↓

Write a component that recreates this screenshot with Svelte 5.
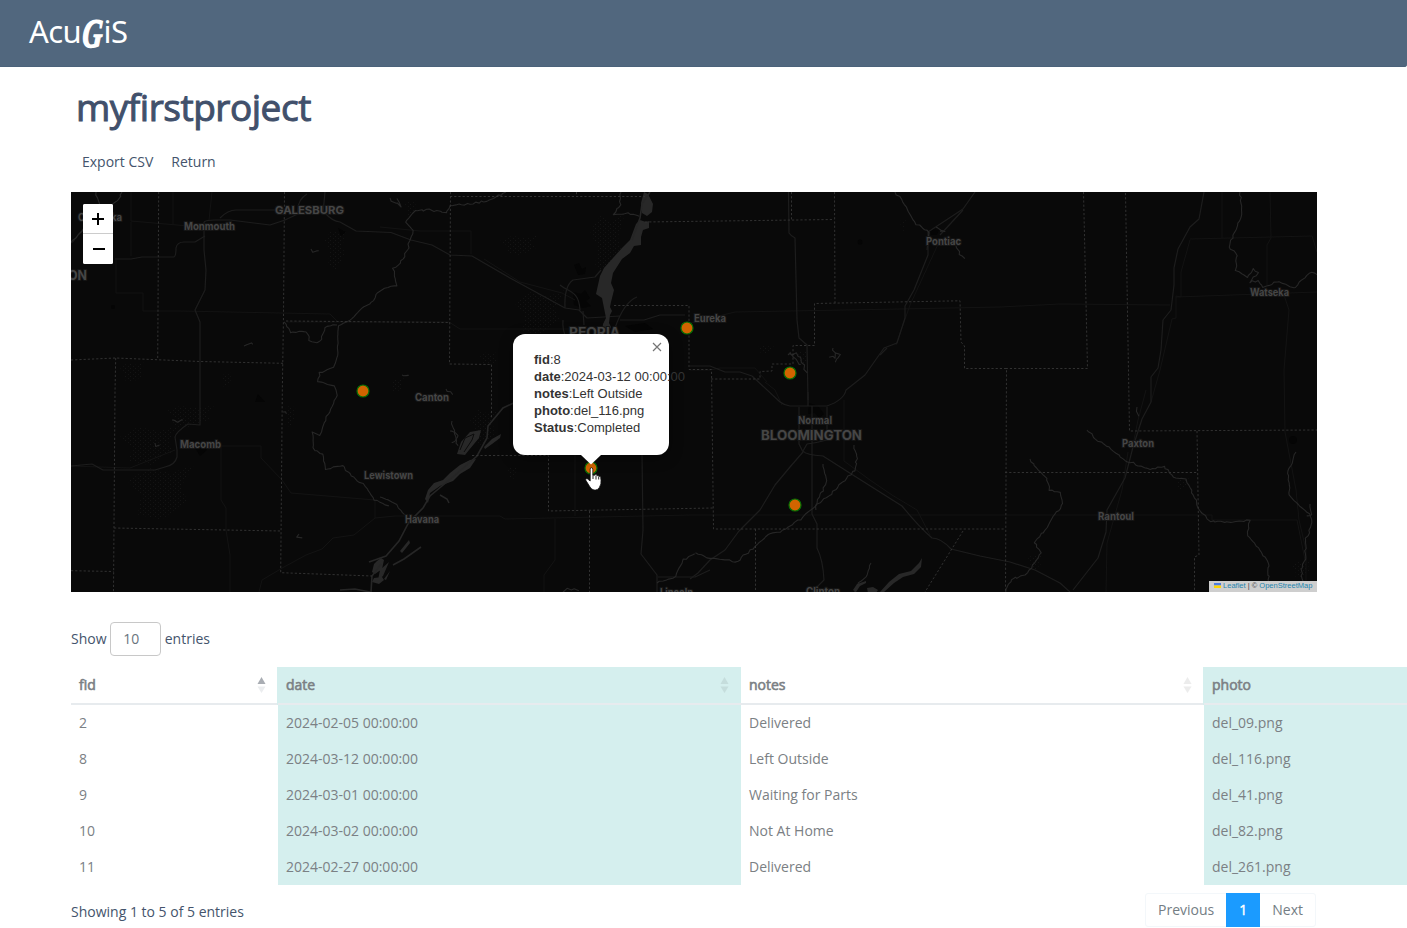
<script>
  const rows = [
    { fid: 2, date: '2024-02-05 00:00:00', notes: 'Delivered', photo: 'del_09.png' },
    { fid: 8, date: '2024-03-12 00:00:00', notes: 'Left Outside', photo: 'del_116.png' },
    { fid: 9, date: '2024-03-01 00:00:00', notes: 'Waiting for Parts', photo: 'del_41.png' },
    { fid: 10, date: '2024-03-02 00:00:00', notes: 'Not At Home', photo: 'del_82.png' },
    { fid: 11, date: '2024-02-27 00:00:00', notes: 'Delivered', photo: 'del_261.png' }
  ];
  const columns = ['fid', 'date', 'notes', 'photo'];
  const popup = [
    ['fid', '8'],
    ['date', '2024-03-12 00:00:00'],
    ['notes', 'Left Outside'],
    ['photo', 'del_116.png'],
    ['Status', 'Completed']
  ];
  const markers = [[363, 391], [687, 328], [790, 373], [795, 505], [591, 468]];

  const borders = [
    'M158.7 192L157.7 359', 'M284.5 192L283.5 316L282.3 392L280.7 572.7L372 576',
    'M71 360L115.7 358L200 361.5L283 363.3', 'M115.7 358L115 392L113.5 592', 'M114 528L281 531',
    'M71 570.7L113.5 571.5', 'M286 321L450 322.5', 'M450.5 192L449.5 364L491.5 364.5V418',
    'M450 196.5H645M576.5 192V197', 'M645 222L834 219.5', 'M614 305.5H689V369.5H711.5L713.5 529H1005',
    'M791.5 192V220M834.5 192L835 303', 'M711 379H760V371.5L772 371V364H793V345.5H814.5V303.5L960 300.8L961 342L964.5 346V368.5H1006.5L1005.5 592',
    'M472 455.5H548.5V511L713 508', 'M589.5 511V592', 'M755.5 529V592', 'M963 531L925 592',
    'M1083.5 192L1087.5 368.5H1006', 'M1125.5 193L1129.5 431L1317 430', 'M1197 431L1199 555L1194.5 557V592', 'M1005 472.5H1197'
  ];
  const roads = [
    'M71 243C76 241 78 229 90 226M115 259H131L142 257H174Q176 256 176 248Q177 242 184 242H195L205 236',
    'M204 222Q206 220 215 220H230L270 225L285 220L302 212M325 213Q332 221 340 222L356 231L391 232.5L411 240L432 245L450 255L472 256L510 278L565 308L579 310L587 318L620 316',
    'M204 222L204 250L206 270L205 290L195 310L200 322V425L188 424Q176 432 175 437L177 450V457Q175 465 165 467L155 470H103L92 464L71 466',
    'M298 212Q297 200 307 194M325 192L323 213M220 218Q228 210 236 210H285',
    'M580 310C579 290 568 292 560 285M565 308Q564 286 573 280L595 277L601 270M563 320Q562 330 567 340M583 311L584 325M620 320H644L660 315H685M615 328Q624 302 637 297',
    'M788.5 192L789 233Q791 236 795 238L797 320L799 338L807 345L808 400M690 366H710L725 372H740L752 376L780 402Q784 405 790 406H827Q844 400 846 390L865 375L884 348L897 343L905 318V306L914 290L922 270L928 255V232L963 209L975 192',
    'M929 232L927 250M880 355L887 348M940 235L963 210',
    'M799 407V444L803 452L790 467L775 485L760 510L739 531L725 550L710 560L698 573L690 579',
    'M812 406V514L817 524V548Q823 560 824 580L812 592M808 406V392M827 407V440Q816 443 807 444L803 451Q806 455 823 456L845 470L902 506Q920 528 932 538Q941 538 951 549L980 556L1010 562L1035 570L1060 583L1070 592',
    'M1204 192L1199 219L1190 227L1178 249L1174 268V285L1171 310L1163 320L1161 350L1158 368L1151 377L1151 402L1142 419L1133 447L1125 478L1107 510L1106 532L1098 558L1073 590',
    'M642 455L643 530L641 554L657 575V592M658 577H695L710 570'
  ];
  const lanes = [
    'M131 192V221L200 227M131 222V256M173 192V225M116 260V293H126L143 293V311H180L330 314L337 321M287 322H449L460 329H570',
    'M380 227L420 231H471V254M484 259L520 282L562 293L575 300M212 192L209 220',
    'M221 446V500L226 508V530L230 555V592M217 446H261V458L282 480L291 493L375 500V518L354 535L333 538L322 549L306 555L284 567L262 580L259 592',
    'M71 466L130 468L175 450M375 518L395 516H500L505 519L690 515H1212V520H1297L1305 560M555 519V560L544 575V592',
    'M1000 307L900 309L735 312L690 323M1000 307L1060 304L1170 305M575 455L575 516M844 400V461L870 480L892 495L917 510L930 535',
    'M1190 239L1312 236L1317 252M1222 192V238M1270 192L1271 238L1267 245V285M1190 240L1181 272V297L1176 296V318L1172 319L1160 370L1151 402M1176 297L1317 292M1284 295L1289 310L1284 370L1285 432L1296 490L1299 520L1306 550V592',
    'M1128 452L1122 490L1107 543L1106 592M1146 390L1138 420L1132 450M940 240L910 305L896 345M765 382L775 390L782 405M690 370H710L720 368H755L767 382'
  ];

  // Wobbles each segment so that waterways meander between their survey points.
  function meander(points, amp = 1.6) {
    let seed = points[0][0] * 13 + points[0][1];
    const rnd = () => ((seed = (seed * 16807 + 11) % 2147483647) / 2147483647) - 0.5;
    let d = `M${points[0][0]} ${points[0][1]}`;
    for (let i = 1; i < points.length; i++) {
      const [x0, y0] = points[i - 1];
      const [x1, y1] = points[i];
      const n = Math.max(1, Math.round(Math.hypot(x1 - x0, y1 - y0) / 3));
      for (let k = 1; k <= n; k++) {
        const t = k / n;
        d += `L${(x0 + (x1 - x0) * t + rnd() * amp * 2).toFixed(1)} ${(y0 + (y1 - y0) * t + rnd() * amp * 2).toFixed(1)}`;
      }
    }
    return d;
  }
  const rivers = [
    [[96, 192], [99, 205], [98, 215], [86, 226], [78, 236], [71, 243]],
    [[122, 192], [119, 199], [112, 204]],
    [[506, 192], [490, 200], [470, 204], [450, 205], [446, 213], [430, 210], [415, 211], [405, 222], [414, 230], [407, 250], [400, 264], [393, 269], [397, 285], [382, 289], [371, 302], [360, 310], [350, 320], [338, 325], [337, 355], [333, 368], [320, 373], [318, 382], [334, 386], [337, 395], [325, 420], [320, 435], [313, 432], [313, 448], [322, 455], [326, 470], [342, 465], [352, 476], [365, 486], [375, 500], [388, 505]],
    [[337, 325], [325, 328], [320, 342], [311, 342], [306, 332], [290, 332], [285, 322]],
    [[895, 192], [905, 205], [914, 222], [925, 229], [931, 238]],
    [[956, 246], [960, 254], [965, 258]],
    [[621, 192], [620, 205], [614, 214], [628, 213], [640, 217]],
    [[854, 445], [857, 456], [855, 470], [842, 482], [831, 494], [820, 502], [813, 509], [800, 519], [785, 530], [768, 535], [755, 547], [743, 556], [738, 562], [710, 558], [695, 553]],
    [[823, 464], [827, 478], [823, 490], [817, 500], [816, 509]],
    [[1030, 459], [1038, 471], [1047, 478], [1049, 490], [1060, 493], [1063, 503], [1053, 517], [1046, 530], [1034, 542], [1041, 553], [1033, 565], [1025, 575], [1012, 579], [1005, 591]],
    [[1087, 430], [1098, 441], [1112, 449], [1125, 460], [1135, 464], [1150, 470], [1164, 466], [1173, 477], [1185, 480], [1194, 495], [1200, 512], [1210, 521], [1230, 522], [1250, 520], [1247, 535], [1260, 550], [1268, 563], [1269, 580], [1264, 592]],
    [[1296, 452], [1288, 470], [1290, 495], [1302, 508], [1310, 514], [1312, 525], [1305, 540], [1306, 560], [1301, 570], [1304, 592]],
    [[1310, 504], [1312, 514], [1306, 516]],
    [[1240, 192], [1242, 215], [1235, 232], [1229, 247], [1237, 255], [1236, 270], [1247, 277], [1254, 269], [1258, 273], [1250, 282], [1259, 281], [1263, 288], [1277, 281], [1296, 288], [1302, 280], [1309, 273], [1317, 274]],
    [[380, 497], [394, 503], [404, 514]],
    [[563, 592], [568, 589], [578, 590]],
    [[657, 583], [675, 577], [684, 560], [695, 553]],
    [[871, 563], [867, 577], [858, 582], [855, 592]]
  ];
  const smallWater = [
    [[788, 355], [796, 353], [801, 360], [806, 372]], [[790, 352], [797, 362], [801, 365]],
    [[833, 348], [835, 357], [829, 357]], [[835, 353], [841, 355], [835, 362]],
    [[244, 346], [248, 344], [254, 343]], [[311, 249], [314, 252], [319, 251]], [[172, 420], [178, 421], [184, 420]],
    [[452, 421], [455, 434], [457, 446]], [[450, 431], [459, 434], [453, 444]], [[390, 198], [400, 206], [398, 199]],
    [[936, 227], [945, 231], [939, 233]], [[1137, 407], [1138, 414], [1139, 417]], [[446, 389], [451, 392], [454, 395]], [[402, 375], [408, 375], [405, 377]],
    [[155, 443], [157, 447], [159, 446]], [[283, 412], [287, 413], [286, 415]], [[299, 534], [298, 537], [301, 538]]
  ];
  const stipple = [
    [120, 425, 60, 40], [128, 465, 66, 55], [165, 405, 50, 22], [120, 362, 26, 20], [284, 405, 12, 22], [325, 228, 22, 42], [590, 213, 35, 60],
    [500, 235, 40, 20], [515, 290, 50, 45], [405, 200, 12, 16], [470, 408, 28, 38], [480, 352, 18, 14], [390, 378, 14, 14], [757, 345, 18, 8], [798, 350, 10, 16],
    [1175, 478, 14, 12], [1292, 560, 20, 18], [900, 218, 6, 14], [508, 466, 9, 14], [1028, 554, 14, 16], [222, 372, 10, 16]
  ];
  const labels = [
    ['Monmouth', 184, 230, 51, 10.5], ['GALESBURG', 275, 214, 69, 11], ['PEORIA', 569, 336.5, 51, 12.5], ['Eureka', 694, 322, 32, 9.8],
    ['Pontiac', 926, 245, 35, 10], ['Watseka', 1250, 296, 39, 10], ['Canton', 415, 401, 34, 10], ['Macomb', 180, 448, 41, 10.5],
    ['Lewistown', 364, 479, 49, 10], ['Havana', 405, 523, 34, 10], ['Normal', 798, 424, 34, 10], ['BLOOMINGTON', 761, 439.5, 101, 12.8],
    ['Paxton', 1122, 447, 32, 10], ['Rantoul', 1098, 520, 36, 10], ['Clinton', 806, 595, 34, 10], ['Lincoln', 660, 596, 33, 10],
    ['Oquawka', 78, 221, 44, 10], ['ON', 68, 280, 19, 13]
  ];
</script>

<div class="page">
  <header class="navbar">
    <div class="logo"><span>Acu</span><span class="script">G</span><span>iS</span></div>
  </header>

  <main>
    <h1>myfirstproject</h1>
    <nav class="actions"><a href="#export">Export CSV</a><a href="#return">Return</a></nav>

    <section class="map">
      <svg class="tiles" viewBox="71 192 1246 400" width="1246" height="400">
        <defs>
          <pattern id="dots" width="5" height="4" patternUnits="userSpaceOnUse">
            <rect x="0" y="0" width="1" height="1" fill="#141414" /><rect x="3" y="2" width="1" height="1" fill="#121212" />
          </pattern>
        </defs>
        <rect x="71" y="192" width="1246" height="400" fill="#090909" />
        {#each stipple as [x, y, w, h]}
          <path d={`M${x} ${y + h * 0.3}l${w * 0.3} ${-h * 0.25}l${w * 0.35} ${h * 0.1}l${w * 0.35} ${-h * 0.15}l${-w * 0.2} ${h * 0.4}l${w * 0.1} ${h * 0.25}l${-w * 0.4} ${h * 0.35}l${-w * 0.35} ${-h * 0.1}l${w * 0.05} ${-h * 0.35}z`} fill="url(#dots)" />
        {/each}
        <g fill="#050505">
          <path d="M574 265l5-2 3 6 4-2-1 7-7 1zM573 292l8 2 4-4 5 8-4 3 5 5-8 2-9-3zM809 403l9 3 6 8-5 4-4-5-7 1zM190 440l20 3-4 8-6 5zM338 228l8 4-5 4zM258 394l7 8-10 0zM625 326l20-3 8 6-18 3zM930 229l9 1-2 5-6 0z" />
          <circle cx="860" cy="242" r="2.5" /><circle cx="1293" cy="440" r="4" /><circle cx="113" cy="307" r="2" />
        </g>
        <g fill="none" stroke="#131313" stroke-width="1">
          {#each lanes as d}<path {d} />{/each}
        </g>
        <g fill="none" stroke="#1d1d1d" stroke-width="1.2" stroke-linejoin="round">
          {#each roads as d}<path {d} />{/each}
        </g>
        <g fill="none" stroke="#272727" stroke-width="1.1" stroke-linejoin="round">
          {#each rivers as r}<path d={meander(r, 1)} />{/each}
          {#each smallWater as r}<path d={meander(r, 1.4)} />{/each}
        </g>
        <g fill="#282828">
          <path d="M644 192l4 2 5 10-1 8-5 4-5-3-1-10zM640 220l6 2 3-1v7l-6 2-2 7 0 8-7 1-4 7-8 6-9 14-2 10 3 7-3 12-1 5 2 4-2 4-1 8 2 4-3 6-6-1 1-8 3-6-4-20-6-4 4-18 4-8 18-20 8-8 6-16z" />
          <path d="M470 432l11-2-2 8-10 12-4 5-8-1 4-12zM484 447l8-8 9-5-1 4-8 6-7 5z" />
          <path d="M476 459l-6 9-10 6-7 7-13 5-10 7-2 10-3-4 3-9 6-7 9-3 7-7 10-8 10-5z" />
          <path d="M409 540l1 3-8 10-2-2zM377 561l4-3 3 2-2 9-7 5-3-2 2-8zM389 562l-6 14-5 4 2-10zM374 578l8-1 2 3-5 4-7-2zM390 571l-4 9-2-1z" />
          <path d="M922 558l-3 5-8 8-12 3-10 8-9 10h4l10-9 9-6 11-3 7-7zM867 588l6-1 5 3-2 3h-8zM853 590l4-6 9-3v2l-6 3-4 6z" />
        </g>
        <g fill="none" stroke="#262626" stroke-width="1.6">
          <path d="M650 192l-8 12-2 14-8 22M518 401l-15 7-15 18-1 12-10 18-23 20-24 20-7 12-14 14-10 19-13 15-17 6M421 547l-17 12-11 6M340 590l15-1 15 3M440 495l7 4 2 4M371 592l1-16 9-12" />
        </g>
        <path d="M460 450l5-12 9-4M464 452l8-12 2-6" fill="none" stroke="#0c0c0c" />
        <g fill="none" stroke="#313131" stroke-width="1" stroke-dasharray="2.2 2">
          {#each borders as d}<path {d} />{/each}
        </g>
        <g class="places">
          {#each labels as [name, x, y, w, size]}
            <text {x} {y} textLength={w} lengthAdjust="spacingAndGlyphs" font-size={size}>{name}</text>
          {/each}
        </g>
        {#each markers as [cx, cy]}
          <circle {cx} {cy} r="6" fill="#d16400" stroke="#087005" stroke-width="1.2" />
        {/each}
      </svg>

      <div class="zoom"><button aria-label="Zoom in"><svg width="30" height="29"><path d="M9 15h12M15 9v12" /></svg></button><button aria-label="Zoom out"><svg width="30" height="30"><path d="M10 15h12" /></svg></button></div>

      <div class="popup">
        {#each popup as [key, value]}
          <div><b>{key}</b>:{value}</div>
        {/each}
        <svg class="close" width="10" height="10"><path d="M1 1l8 8M9 1l-8 8" /></svg>
        <svg class="tip" width="20" height="10"><path d="M0 0h20l-10 9.5z" /></svg>
      </div>

      <svg class="cursor" width="18" height="24" viewBox="0 0 18 24">
        <path d="M5.2 2.2Q5.2.7 6.4.7T7.8 2.2V8l1.8.3Q10 7 11 7.3q1 .2 1.1 1.5 1-.7 2 .5 1.200-.4 1.600 1.100.6 2.600.2 6.500l-1.500 3.500Q13 23 10.500 23H9Q6.500 22.600 5 20L1 13.600q-.9-1.500.3-1.800 1.400-.3 2.600 1.200l1.300 1z" />
        <path class="fingers" d="M8 8v4M11 8.500v4M13.700 9.500v3" />
      </svg>

      <div class="credit">
        <svg width="7" height="5"><rect width="7" height="2.500" fill="#4c7be1" /><rect y="2.500" width="7" height="2.500" fill="#ffd500" /></svg>
        <a href="#leaflet">Leaflet</a> | © <a href="#osm">OpenStreetMap</a>
      </div>
    </section>

    <div class="length">Show <span class="select">10</span> entries</div>

    <table>
      <colgroup><col class="narrow" /><col /><col /><col /></colgroup>
      <thead>
        <tr>
          {#each columns as column, i}
            <th>
              <div class="head"><span>{column}</span>
                <svg class:asc={i === 0} width="9" height="16"><path class="up" d="M.5 7L4.500 0l4 7z" /><path d="M.5 9.500h8l-4 6.500z" /></svg>
              </div>
            </th>
          {/each}
        </tr>
      </thead>
      <tbody>
        {#each rows as row}
          <tr>{#each columns as column}<td>{row[column]}</td>{/each}</tr>
        {/each}
      </tbody>
    </table>

    <footer>
      <span>Showing 1 to 5 of 5 entries</span>
      <div class="pager"><span>Previous</span><span class="current">1</span><span>Next</span></div>
    </footer>
  </main>
</div>

<style>
  :global(body) { background: #fff; }
  .page {
    width: 1407px; height: 928px; overflow: hidden; box-sizing: border-box;
    font: 14px/20px "Open Sans", "Noto Sans", sans-serif; color: #44546c;
  }
  a { color: inherit; text-decoration: none; }
  .navbar { height: 67px; background: #51677e; border-radius: 0 0 3px 0; box-shadow: inset 0 -1px #4b627a; padding-left: 29px; box-sizing: border-box; }
  .logo { display: flex; align-items: baseline; color: #fff; font: 31px/62px "Noto Sans", "Open Sans", sans-serif; width: 98px; }
  .logo span { letter-spacing: -0.6px; }
  .logo .script { font: italic 700 32px/30px "Liberation Serif", serif; width: 21.5px; margin-left: 1px; letter-spacing: 0; transform: translateY(4px) scale(0.86, 1.26) skewX(-6deg); transform-origin: 0 82%; -webkit-text-stroke: 1.3px #fff; }
  main { padding: 0 91px 0 71px; }
  h1 { margin: 0; padding: 18px 0 0 5px; font-size: 37px; line-height: 43px; font-weight: 400; color: #41506b; letter-spacing: -0.48px; -webkit-text-stroke: 1px #41506b; }
  .actions { display: flex; gap: 18px; padding: 24px 0 0 11px; height: 40px; }
  .map { position: relative; width: 1246px; height: 400px; overflow: hidden; background: #090909; }
  .tiles { display: block; }
  .places text { font-family: Inter, "Open Sans", sans-serif; font-weight: 700; fill: #464646; stroke: #151515; stroke-width: 2px; paint-order: stroke; }
  .zoom { position: absolute; left: 12px; top: 12px; width: 30px; height: 60px; border-radius: 2px; overflow: hidden; display: flex; flex-direction: column; background: #fff; }
  .zoom button { border: 0; padding: 0; margin: 0; background: #fff; height: 30px; flex: none; box-sizing: border-box; }
  .zoom button:first-child { border-bottom: 1px solid #ccc; }
  .zoom svg { display: block; }
  .zoom path { stroke: #000; stroke-width: 2; }
  .popup { position: absolute; left: 442px; top: 142px; width: 156px; height: 121px; box-sizing: border-box; padding: 17px 0 0 21px; background: #fff; border-radius: 12px; white-space: nowrap; color: #333; font: 13px/17px "Liberation Sans", Arial, sans-serif; box-shadow: 0 3px 14px rgba(0, 0, 0, 0.4); }
  .close { position: absolute; right: 7px; top: 7.5px; fill: none; stroke: #757575; stroke-width: 1.2; }
  .tip { position: absolute; left: 68px; top: 120.5px; fill: #fff; }
  .cursor { position: absolute; left: 514px; top: 275px; fill: #fff; stroke: #111; stroke-width: 0.8; }
  .fingers { fill: none; stroke: #111; stroke-width: 0.9; }
  .credit { position: absolute; right: 0; bottom: 0; width: 108px; height: 11px; box-sizing: border-box; padding-left: 5px; white-space: nowrap; background: #cecece; color: #444; font: 7.5px/10px "Liberation Sans", Arial, sans-serif; letter-spacing: 0; }
  .credit a { color: #1f86af; }
  .length { display: flex; align-items: center; gap: 4px; height: 34px; margin-top: 30px; }
  .select { width: 51px; height: 34px; box-sizing: border-box; border: 1px solid #c8c8c8; border-radius: 4px; padding: 6px 0 0 12.5px; margin-left: -0.8px; color: #6a747d; }
  table { width: 1596px; margin-top: 11px; table-layout: fixed; border-collapse: separate; border-spacing: 0; color: #7b8084; }
  .narrow { width: 207px; }
  th, td { padding: 0 8px; text-align: left; font-weight: 400; box-sizing: border-box; }
  th { height: 38px; border-bottom: 2px solid #e7ebee; -webkit-text-stroke: 0.6px #7b8084; }
  td { height: 36px; }
  th:nth-child(even), td:nth-child(even) { background: #d5efee; background-clip: padding-box; }
  th:nth-child(even) { box-shadow: -1px 0 #d5efee; }
  .head { display: flex; justify-content: space-between; align-items: center; }
  .head svg { margin-right: 4px; fill: #000; opacity: 0.07; stroke: none; }
  .head svg.asc { opacity: 1; fill: #ebedef; }
  .asc .up { fill: #a9adb3; }
  footer { display: flex; justify-content: space-between; padding-top: 8px; }
  footer > span { padding-top: 9px; }
  .pager { display: flex; height: 34px; box-sizing: border-box; border: 1px solid #f3f7fa; border-radius: 3px; color: #747d84; }
  .pager span { padding: 6px 12px; line-height: 20px; }
  .pager .current { margin: -1px 0; padding: 7px 13px; background: #1b9bff; color: #fff; -webkit-text-stroke: 0.4px #fff; }
</style>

↑

• **What this task involves**
Pictures stay out. Repeat only the lines from the beginning of the data through the line that has "505], [591, 468]];".

• **Task output**
Write a component that recreates this screenshot with Svelte 5.
<script>
  const rows = [
    { fid: 2, date: '2024-02-05 00:00:00', notes: 'Delivered', photo: 'del_09.png' },
    { fid: 8, date: '2024-03-12 00:00:00', notes: 'Left Outside', photo: 'del_116.png' },
    { fid: 9, date: '2024-03-01 00:00:00', notes: 'Waiting for Parts', photo: 'del_41.png' },
    { fid: 10, date: '2024-03-02 00:00:00', notes: 'Not At Home', photo: 'del_82.png' },
    { fid: 11, date: '2024-02-27 00:00:00', notes: 'Delivered', photo: 'del_261.png' }
  ];
  const columns = ['fid', 'date', 'notes', 'photo'];
  const popup = [
    ['fid', '8'],
    ['date', '2024-03-12 00:00:00'],
    ['notes', 'Left Outside'],
    ['photo', 'del_116.png'],
    ['Status', 'Completed']
  ];
  const markers = [[363, 391], [687, 328], [790, 373], [795, 505], [591, 468]];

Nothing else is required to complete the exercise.